Given task: Lines that include the word "styles" are the ones to copy.
⁂
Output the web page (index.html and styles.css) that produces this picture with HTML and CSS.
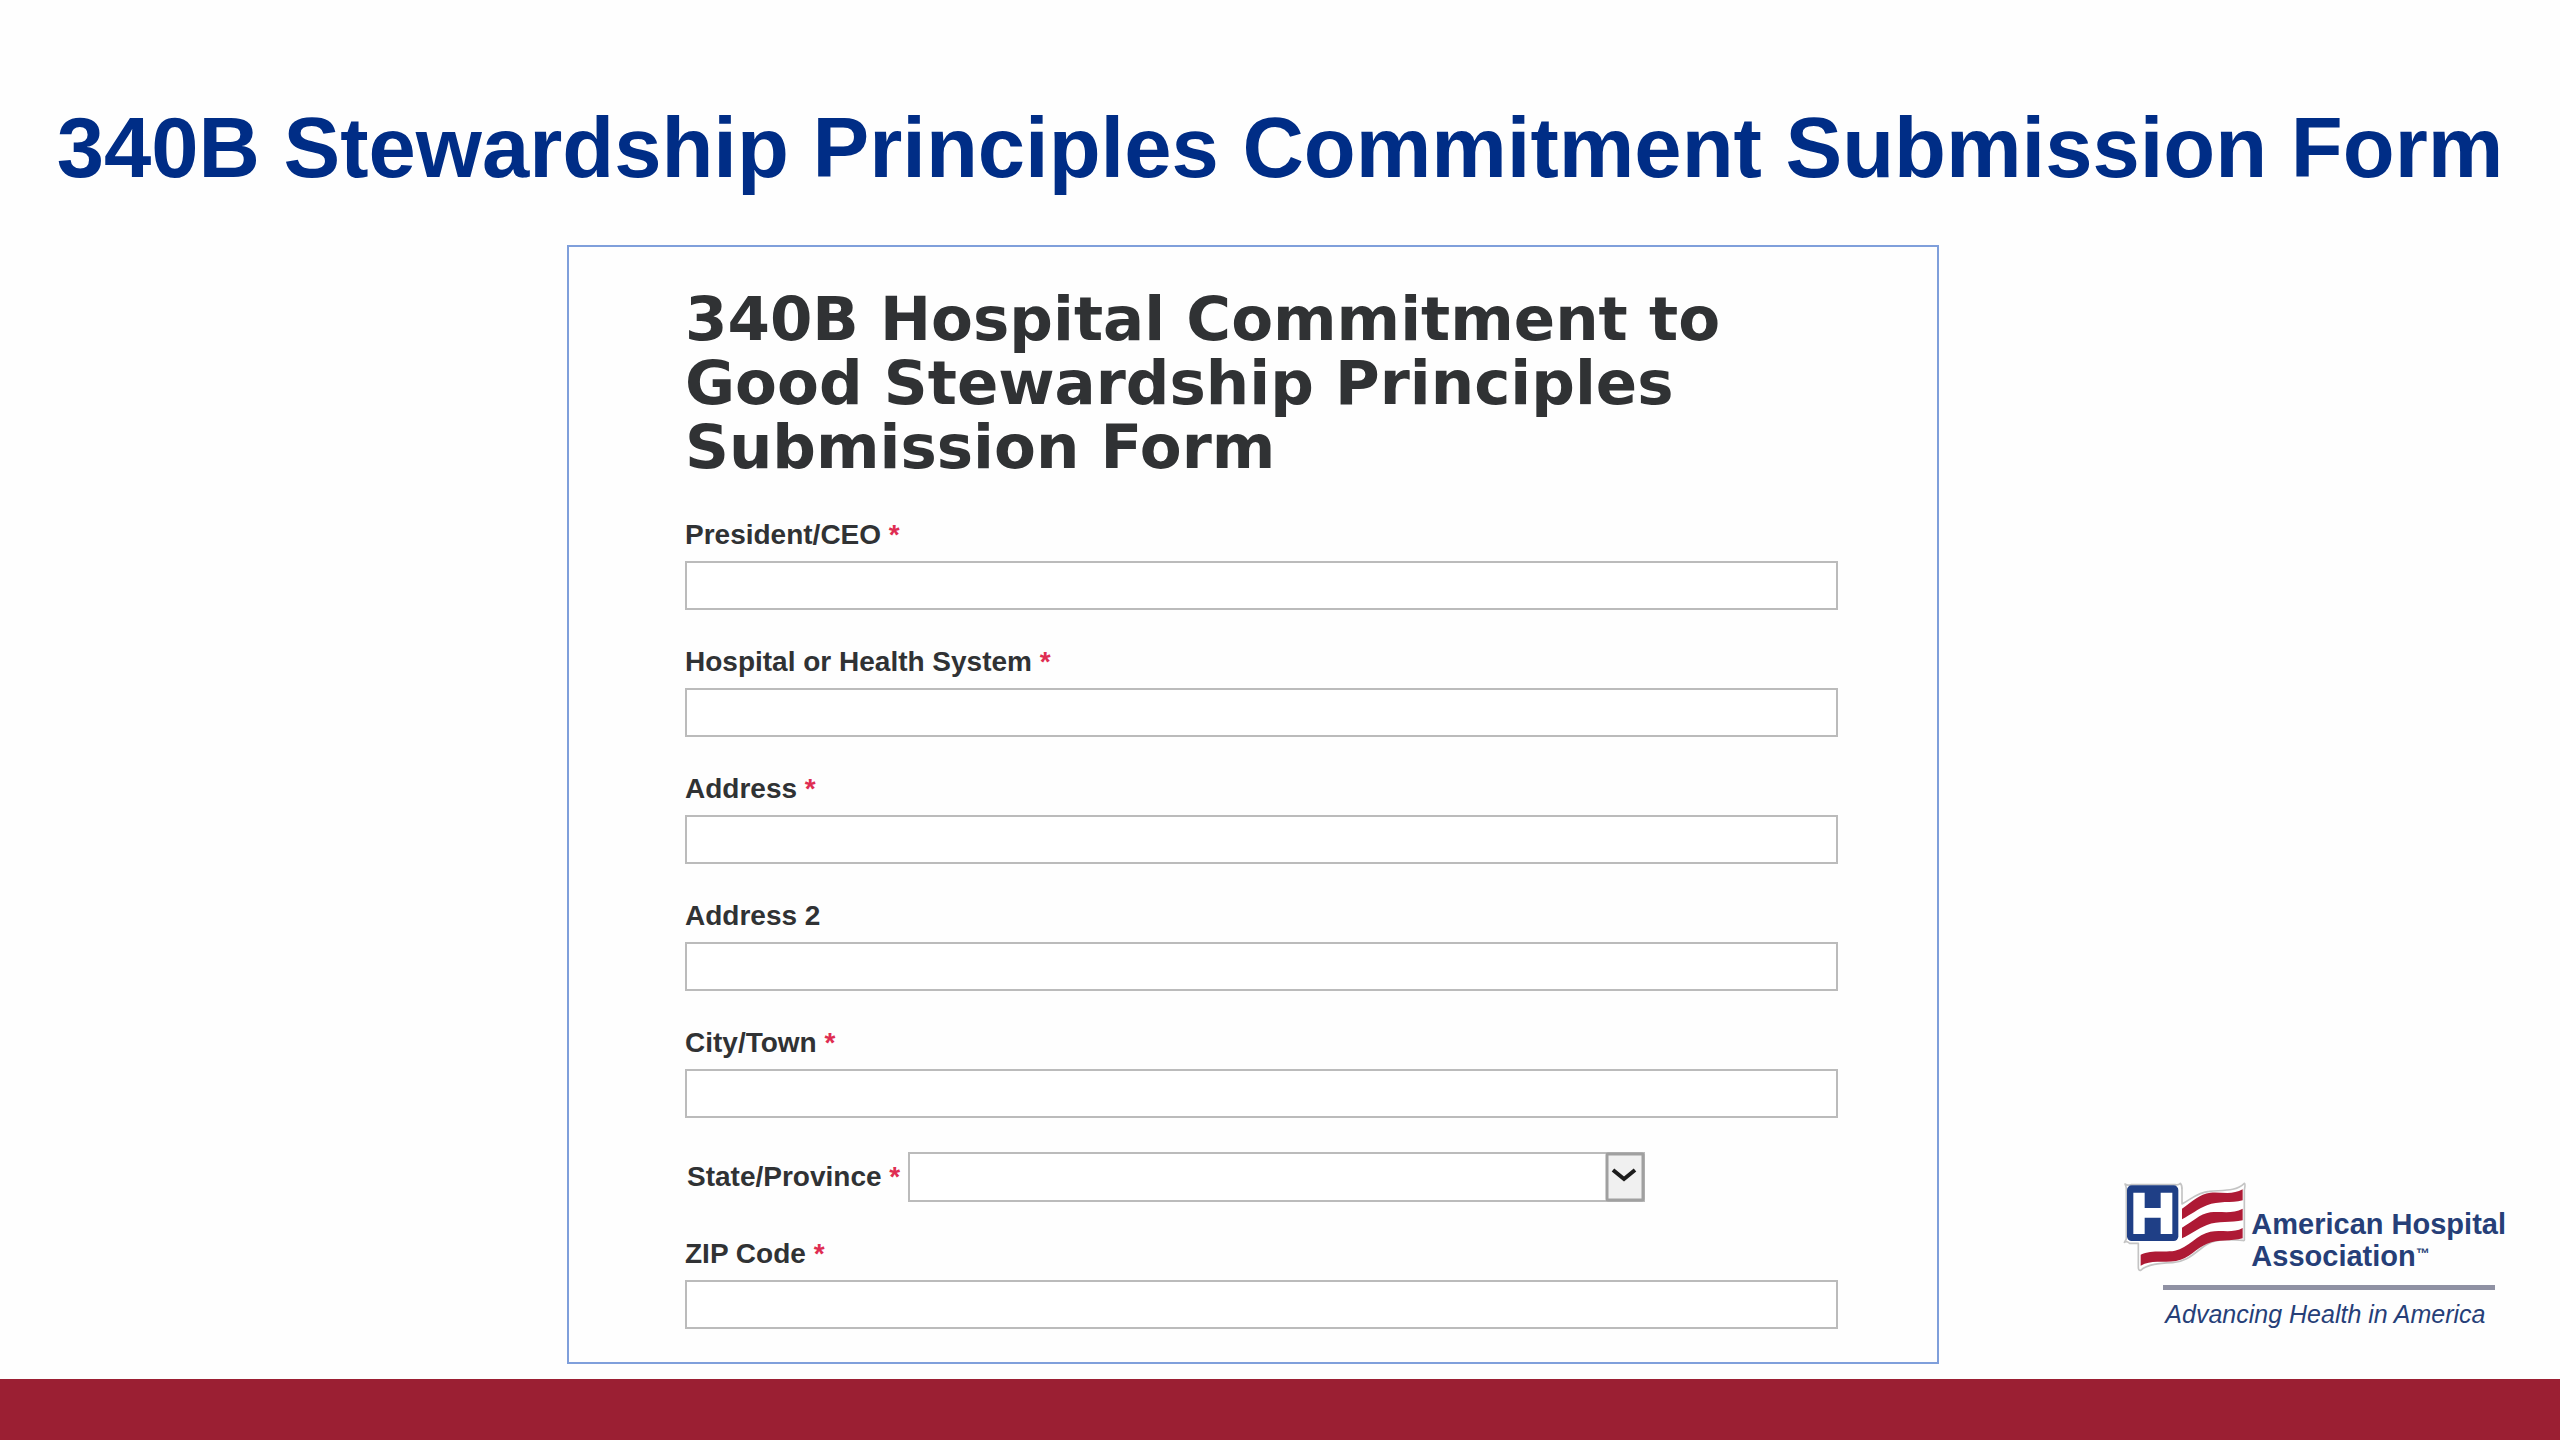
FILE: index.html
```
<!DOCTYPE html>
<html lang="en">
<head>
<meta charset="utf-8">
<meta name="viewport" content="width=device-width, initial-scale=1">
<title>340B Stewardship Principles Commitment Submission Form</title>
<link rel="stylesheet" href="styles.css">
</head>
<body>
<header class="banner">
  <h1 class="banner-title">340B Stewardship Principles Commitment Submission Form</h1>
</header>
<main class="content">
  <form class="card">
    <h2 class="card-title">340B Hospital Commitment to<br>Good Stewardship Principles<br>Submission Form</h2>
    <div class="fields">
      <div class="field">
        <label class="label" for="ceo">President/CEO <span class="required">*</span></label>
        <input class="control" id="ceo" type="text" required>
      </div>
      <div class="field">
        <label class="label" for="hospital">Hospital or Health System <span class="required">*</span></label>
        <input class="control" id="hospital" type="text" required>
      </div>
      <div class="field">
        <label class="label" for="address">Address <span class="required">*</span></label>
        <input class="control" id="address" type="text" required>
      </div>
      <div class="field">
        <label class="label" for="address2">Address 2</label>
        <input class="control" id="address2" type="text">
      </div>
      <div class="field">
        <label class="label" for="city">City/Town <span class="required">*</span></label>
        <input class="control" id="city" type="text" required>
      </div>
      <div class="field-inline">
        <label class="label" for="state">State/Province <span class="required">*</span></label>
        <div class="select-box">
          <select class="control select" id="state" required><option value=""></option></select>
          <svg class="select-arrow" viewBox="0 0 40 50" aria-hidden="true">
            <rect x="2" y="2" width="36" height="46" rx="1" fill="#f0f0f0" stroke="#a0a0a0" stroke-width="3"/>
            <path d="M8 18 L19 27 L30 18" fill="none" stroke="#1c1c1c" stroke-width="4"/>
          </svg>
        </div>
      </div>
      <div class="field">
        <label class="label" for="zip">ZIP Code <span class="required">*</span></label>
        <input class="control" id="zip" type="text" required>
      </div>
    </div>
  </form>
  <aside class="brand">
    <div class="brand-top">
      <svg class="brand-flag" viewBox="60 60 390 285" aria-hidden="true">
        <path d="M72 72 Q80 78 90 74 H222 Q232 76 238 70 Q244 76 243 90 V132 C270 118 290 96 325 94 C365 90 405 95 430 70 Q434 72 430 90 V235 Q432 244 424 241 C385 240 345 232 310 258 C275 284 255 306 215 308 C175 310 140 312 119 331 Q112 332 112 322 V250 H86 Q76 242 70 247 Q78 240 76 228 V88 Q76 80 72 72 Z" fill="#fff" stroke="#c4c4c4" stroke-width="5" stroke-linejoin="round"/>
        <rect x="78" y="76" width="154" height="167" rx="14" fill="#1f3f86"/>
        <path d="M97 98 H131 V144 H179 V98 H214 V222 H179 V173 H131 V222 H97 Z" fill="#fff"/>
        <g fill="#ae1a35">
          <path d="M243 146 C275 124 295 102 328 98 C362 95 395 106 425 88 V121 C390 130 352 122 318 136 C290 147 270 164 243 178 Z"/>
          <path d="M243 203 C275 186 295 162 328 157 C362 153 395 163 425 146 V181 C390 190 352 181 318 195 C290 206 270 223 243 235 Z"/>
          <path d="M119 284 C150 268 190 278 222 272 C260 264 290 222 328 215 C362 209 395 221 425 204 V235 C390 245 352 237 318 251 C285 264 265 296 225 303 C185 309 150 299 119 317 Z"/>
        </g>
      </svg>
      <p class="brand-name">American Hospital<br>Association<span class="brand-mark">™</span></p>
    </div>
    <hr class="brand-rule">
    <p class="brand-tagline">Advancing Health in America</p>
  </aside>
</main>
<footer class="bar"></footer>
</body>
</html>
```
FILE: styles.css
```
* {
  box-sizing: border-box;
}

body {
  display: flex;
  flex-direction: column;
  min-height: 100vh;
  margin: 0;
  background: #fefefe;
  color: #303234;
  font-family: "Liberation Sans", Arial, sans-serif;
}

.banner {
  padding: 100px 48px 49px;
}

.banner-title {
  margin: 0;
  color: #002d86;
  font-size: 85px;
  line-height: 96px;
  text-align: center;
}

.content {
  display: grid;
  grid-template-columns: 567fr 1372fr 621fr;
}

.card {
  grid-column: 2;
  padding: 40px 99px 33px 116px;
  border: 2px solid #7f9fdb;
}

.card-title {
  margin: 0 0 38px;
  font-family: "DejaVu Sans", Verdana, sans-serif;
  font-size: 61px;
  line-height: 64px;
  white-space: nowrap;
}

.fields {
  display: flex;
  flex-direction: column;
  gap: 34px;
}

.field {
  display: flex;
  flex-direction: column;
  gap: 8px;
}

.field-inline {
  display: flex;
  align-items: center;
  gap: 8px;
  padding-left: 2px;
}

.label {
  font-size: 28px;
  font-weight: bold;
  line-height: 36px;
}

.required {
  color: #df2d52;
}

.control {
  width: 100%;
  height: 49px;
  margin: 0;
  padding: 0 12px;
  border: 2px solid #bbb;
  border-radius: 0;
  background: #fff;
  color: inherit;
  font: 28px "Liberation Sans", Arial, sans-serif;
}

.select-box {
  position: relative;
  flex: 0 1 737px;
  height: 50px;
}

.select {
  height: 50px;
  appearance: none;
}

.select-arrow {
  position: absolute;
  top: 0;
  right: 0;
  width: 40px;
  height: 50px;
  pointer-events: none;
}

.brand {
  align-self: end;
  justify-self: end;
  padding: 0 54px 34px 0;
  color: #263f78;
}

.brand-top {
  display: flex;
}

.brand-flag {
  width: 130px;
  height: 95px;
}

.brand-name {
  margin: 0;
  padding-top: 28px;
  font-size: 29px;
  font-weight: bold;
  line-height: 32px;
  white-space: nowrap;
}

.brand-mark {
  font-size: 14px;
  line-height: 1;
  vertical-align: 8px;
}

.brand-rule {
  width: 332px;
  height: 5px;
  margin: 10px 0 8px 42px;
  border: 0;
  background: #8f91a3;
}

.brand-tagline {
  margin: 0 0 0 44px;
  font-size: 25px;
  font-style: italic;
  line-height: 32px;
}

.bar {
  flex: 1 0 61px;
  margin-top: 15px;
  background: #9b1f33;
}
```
⁂
Complete answer:
Output the web page (index.html and styles.css) that produces this picture with HTML and CSS.
<link rel="stylesheet" href="styles.css">
FILE: styles.css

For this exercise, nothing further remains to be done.